Every day for the past 35 years, I have used my favorite translation of the Bible--the New International Version.  At the time I bought it, it was the most accurate translation that also preserved the beauty of the Hebrew Bible in English prose and poetry.  (Recently, a Catholic writer bemoaned our "clunky" translations that fail to inspire beauty and wisdom in the mind of the reader.)

I will always be grateful to my husband, who picked up my bible off the floor before Katrina.  Though I had lived through many hurricanes in New Orleans, I had never experienced flooding as a result, so when I left Metairie for Long Beach, I left my beloved Bible on the floor beside my "prayer chair," thinking I would return in a couple of days.  When he came into the house after I was gone, he picked up things off the floor and lower shelves, thinking we might have flooding.  Amazing!

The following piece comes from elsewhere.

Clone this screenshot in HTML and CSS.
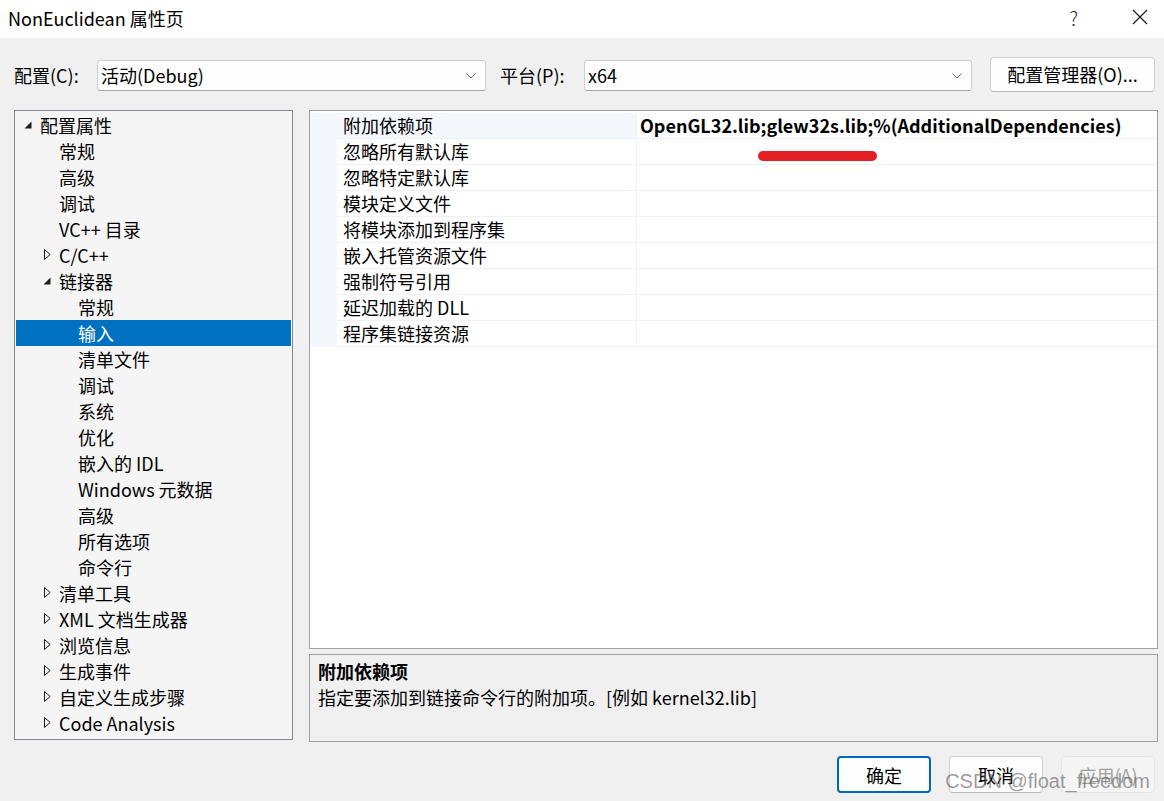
FILE: index.html
```html
<!DOCTYPE html>
<html lang="zh-CN">
<head>
    <meta charset="UTF-8" />
    <meta name="viewport" content="width=device-width, initial-scale=1.0" />
    <title>NonEuclidean 属性页</title>
    <link rel="stylesheet" href="styles.css">
</head>
<body>
    <div class="dialog">
    <!-- TITLE BAR -->
    <div class="titlebar">
        <span class="title">NonEuclidean 属性页</span>
        <div class="title-btns">
        <span class="help">?</span>
        <svg class="close" width="16" height="16" viewBox="0 0 16 16">
            <path d="M1 1 L15 15 M15 1 L1 15" stroke="#1a1a1a" stroke-width="1.2" fill="none" />
        </svg>
        </div>
    </div>

    <!-- CONFIG ROW -->
    <div class="config-row">
        <label class="lbl lbl-config">配置(C):</label>
        <div class="combo combo-config">
        <span>活动(Debug)</span>
        <svg class="chev" width="10" height="6" viewBox="0 0 10 6"><path d="M0.5 0.5 L5 5 L9.5 0.5" stroke="#707070" fill="none" /></svg>
        </div>
        <label class="lbl lbl-platform">平台(P):</label>
        <div class="combo combo-platform">
        <span>x64</span>
        <svg class="chev" width="10" height="6" viewBox="0 0 10 6"><path d="M0.5 0.5 L5 5 L9.5 0.5" stroke="#707070" fill="none" /></svg>
        </div>
        <button class="btn manager">配置管理器(O)...</button>
    </div>

    <!-- MAIN -->
    <div class="main">
        <div class="tree" id="tree"></div>
        <div class="right">
        <div class="grid">
            <div class="grid-rows" id="grid-rows"></div>
            <div class="red-mark"></div>
        </div>
        <div class="desc">
            <div class="desc-title">附加依赖项</div>
            <div class="desc-text">指定要添加到链接命令行的附加项。[例如 kernel32.lib]</div>
        </div>
        </div>
    </div>

    <!-- FOOTER -->
    <div class="footer">
        <button class="btn ok">确定</button>
        <button class="btn">取消</button>
        <button class="btn disabled">应用(A)</button>
        <span class="watermark">CSDN @float_freedom</span>
    </div>
    </div>

    <script>
        // level, arrow (open / closed / none), text
        const treeItems = [
            [0, "open", "配置属性"],
            [1, "", "常规"],
            [1, "", "高级"],
            [1, "", "调试"],
            [1, "", "VC++ 目录"],
            [1, "closed", "C/C++"],
            [1, "open", "链接器"],
            [2, "", "常规"],
            [2, "", "输入", true],
            [2, "", "清单文件"],
            [2, "", "调试"],
            [2, "", "系统"],
            [2, "", "优化"],
            [2, "", "嵌入的 IDL"],
            [2, "", "Windows 元数据"],
            [2, "", "高级"],
            [2, "", "所有选项"],
            [2, "", "命令行"],
            [1, "closed", "清单工具"],
            [1, "closed", "XML 文档生成器"],
            [1, "closed", "浏览信息"],
            [1, "closed", "生成事件"],
            [1, "closed", "自定义生成步骤"],
            [1, "closed", "Code Analysis"],
        ];

        const props = [
            ["附加依赖项", "OpenGL32.lib;glew32s.lib;%(AdditionalDependencies)"],
            ["忽略所有默认库", ""],
            ["忽略特定默认库", ""],
            ["模块定义文件", ""],
            ["将模块添加到程序集", ""],
            ["嵌入托管资源文件", ""],
            ["强制符号引用", ""],
            ["延迟加载的 DLL", ""],
            ["程序集链接资源", ""],
        ];

        const arrows = {
            open: '<svg width="8" height="8" viewBox="0 0 8 8"><path d="M7.5 0.5 L7.5 7.5 L0.5 7.5 Z" fill="#1e1e1e" /></svg>',
            closed: '<svg width="7" height="11" viewBox="0 0 7 11"><path d="M0.5 0.5 L6.2 5.5 L0.5 10.5 Z" fill="none" stroke="#1e1e1e" /></svg>',
        };

        const tree = document.getElementById("tree");
        treeItems.forEach(([level, arrow, text, selected]) => {
            const row = document.createElement("div");
            row.className = "tree-row" + (selected ? " selected" : "");
            row.innerHTML = `
            <span class="indent" style="width:${level * 19}px"></span>
            <span class="arrow">${arrows[arrow] || ""}</span>
            <span class="tree-text">${text}</span>`;
            tree.appendChild(row);
        });

        const gridRows = document.getElementById("grid-rows");
        props.forEach(([name, value], i) => {
            const row = document.createElement("div");
            row.className = "prop-row" + (i === 0 ? " current" : "");
            row.innerHTML = `
            <div class="gutter"></div>
            <div class="prop-name">${name}</div>
            <div class="prop-value">${value}</div>`;
            gridRows.appendChild(row);
        });
    </script>
</body>
</html>
```

FILE: styles.css
```css
body {
    margin: 0;
    padding: 0;
    background: #f0f0f0;
    font-family: "Noto Sans CJK SC", "Noto Sans", sans-serif;
    font-size: 18px;
    color: #000;
}
.dialog {
    width: 1164px;
    height: 801px;
    display: flex;
    flex-direction: column;
    overflow: hidden;
}

/* Title bar */
.titlebar {
    height: 38px;
    background: #fff;
    display: flex;
    align-items: center;
    justify-content: space-between;
    padding: 0 16px 0 8px;
}
.title {
    font-size: 18px;
    line-height: 26px;
    margin-top: -3px;
}
.title-btns {
    display: flex;
    align-items: center;
    gap: 54px;
    margin-top: -4px;
}
.help {
    font-size: 19px;
    font-weight: 300;
    color: #1a1a1a;
}

/* Configuration row */
.config-row {
    display: flex;
    align-items: center;
    height: 36px;
    margin-top: 18px;
    padding-left: 14px;
}
.lbl {
    line-height: 26px;
    margin-top: 2px;
}
.lbl-config {
    width: 83px;
}
.lbl-platform {
    width: 84px;
}
.combo {
    height: 31px;
    margin-top: 2px;
    background: #fdfdfd;
    border: 1px solid #cfcfcf;
    border-bottom-color: #a8a8a8;
    border-radius: 3px;
    display: flex;
    align-items: center;
    justify-content: space-between;
    padding: 0 9px 0 3px;
    box-sizing: border-box;
}
.combo-config {
    width: 389px;
    margin-right: 14px;
}
.combo-platform {
    width: 388px;
    margin-right: 18px;
}
.chev {
    margin-top: 1px;
}
.btn {
    font-family: "Noto Sans CJK SC", "Noto Sans", sans-serif;
    font-size: 18px;
    color: #000;
    background: #fdfdfd;
    border: 1px solid #d0d0d0;
    border-bottom-color: #b8b8b8;
    border-radius: 4px;
    padding: 0;
    cursor: pointer;
}
.manager {
    width: 165px;
    height: 35px;
}

/* Main area */
.main {
    display: flex;
    gap: 16px;
    margin-top: 18px;
    padding-left: 14px;
}
.tree {
    width: 279px;
    height: 630px;
    box-sizing: border-box;
    background: #f5f5f5;
    border: 1px solid #828790;
    padding: 1px;
}
.tree-row {
    display: flex;
    align-items: center;
    height: 26px;
    line-height: 26px;
    white-space: nowrap;
}
.tree-row.selected {
    background: #0070c0;
    color: #fff;
}
.indent {
    flex: none;
}
.arrow {
    width: 24px;
    flex: none;
    display: flex;
    align-items: center;
    justify-content: center;
    margin-top: -1px;
}
.right {
    width: 849px;
    display: flex;
    flex-direction: column;
    gap: 5px;
}

/* Property grid */
.grid {
    position: relative;
    height: 539px;
    box-sizing: border-box;
    background: #fff;
    border: 1px solid #a0a0a0;
    padding-top: 2px;
}
.prop-row {
    display: grid;
    grid-template-columns: 27px 299px 1fr;
    height: 26px;
    line-height: 25px;
}
.gutter {
    background: #f4f7fc;
}
.prop-name {
    padding-left: 6px;
    border-bottom: 1px solid #eef1f7;
}
.prop-value {
    padding-left: 3px;
    font-weight: bold;
    border-left: 1px solid #eef1f7;
    border-bottom: 1px solid #eef1f7;
    white-space: nowrap;
}
.prop-row.current .prop-name {
    background: #f4f7fc;
}
.red-mark {
    position: absolute;
    left: 448px;
    top: 40px;
    width: 119px;
    height: 10px;
    border-radius: 5px;
    background: #e31e24;
}

/* Description */
.desc {
    height: 88px;
    box-sizing: border-box;
    border: 1px solid #a0a0a0;
    padding: 3px 8px;
    line-height: 26px;
}
.desc-title {
    font-weight: bold;
}

/* Footer */
.footer {
    position: relative;
    display: flex;
    justify-content: flex-end;
    gap: 18px;
    margin-top: 14px;
    padding-right: 9px;
}
.footer .btn {
    width: 94px;
    height: 37px;
}
.footer .ok {
    border: 2px solid #0067c0;
}
.footer .disabled {
    background: #f5f5f5;
    border-color: #e5e5e5;
    color: #a0a0a0;
}
.watermark {
    position: absolute;
    right: 14px;
    top: 14px;
    font-family: "Liberation Sans", sans-serif;
    font-size: 20px;
    color: rgba(90, 90, 90, 0.6);
    pointer-events: none;
}
```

Anyway, despite my great love for my Protestant version of the Scriptures, I return again and again to my original Bible -- the Confraternity Edition of the old Douay-Rheims translation.  I think I may have had to buy this one as a college textbook, although I don't really remember how I acquired it.  Nevertheless, I am most grateful to own this beautiful Catholic translation also, because it contains the precious Wisdom books omitted in the Protestant Bible. 

The two versions of the Bible originate in the Greek Bible used by Jesus and the disciples.  During His lifetime, Greek was the international language; Hebrew was used by the Jewish scholars so they could read the ancient works -- just as is true today of both Jewish and Christian scholars.  But most of the non-scholars read Greek, even as they spoke Aramaic.  Both Jews and Romans conversed in the common language of Greek.  Before the birth of Jesus, 70 scholars in Alexandria, Egypt, translated the Hebrew Bible into Greek for the common man.  And that translation included the Wisdom Books, originally written in Greek 300-400 years before the time of Jesus.  So the "Septuagint," as it was called for the Seventy who translated it, became the common bible used by Jesus, the synagogues outlying Jerusalem, and eventually, the early Christian church -- which consisted of Jews and Gentiles, who would have known only Greek and nothing of the Hebrew language.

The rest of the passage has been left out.